ECLI:NL:RBDHA:2022:10688
Rechtbank Den Haag
- Eerste aanleg - enkelvoudig
- Rechtspraak.nl
Betalingsherinnering als geen besluit in de zin van de Awb
Op 3 oktober 2022 heeft de Rechtbank Den Haag uitspraak gedaan in de zaak tussen eiser, wonende in [woonplaats], en het College van burgemeester en wethouders van Den Haag. De zaak betreft een betalingsherinnering die verweerder op 7 december 2020 aan eiser heeft gestuurd. Eiser had eerder bezwaar gemaakt tegen een besluit van 15 maart 2021, waarin verweerder het bezwaar tegen de betalingsherinnering niet-ontvankelijk verklaarde. Eiser stelde dat hij het teruggevorderde bedrag van € 907,45 nooit had ontvangen en dat hij geen gezamenlijke bankrekening had met zijn ex-vrouw, die het geld zou hebben ontvangen.

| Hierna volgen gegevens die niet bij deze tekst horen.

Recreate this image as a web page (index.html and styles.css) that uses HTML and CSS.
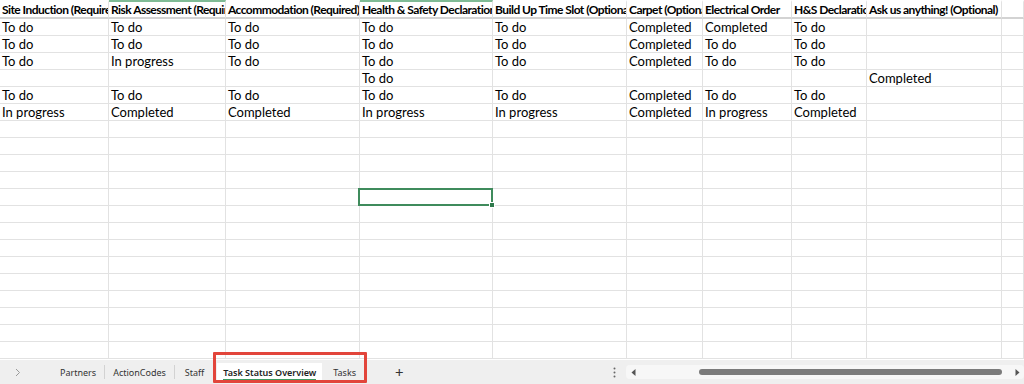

De rechtbank heeft het beroep van eiser ongegrond verklaard. De rechtbank overwoog dat de brief van 7 december 2020 een betalingsherinnering was en geen besluit in de zin van de Algemene wet bestuursrecht (Awb). Volgens artikel 1:3 van de Awb is een besluit een schriftelijke beslissing van een bestuursorgaan die een publiekrechtelijke rechtshandeling inhoudt. Aangezien de betalingsherinnering geen rechtsgevolg in het leven roept, kon hiertegen geen bezwaar worden gemaakt. De rechtbank concludeerde dat verweerder het bezwaar van eiser terecht niet-ontvankelijk had verklaard.
De uitspraak benadrukt het belang van de definitie van een besluit in de Awb en bevestigt dat een betalingsherinnering niet als zodanig kan worden aangemerkt. De rechtbank heeft geen aanleiding gezien voor een proceskostenveroordeling en heeft de uitspraak openbaar gedaan.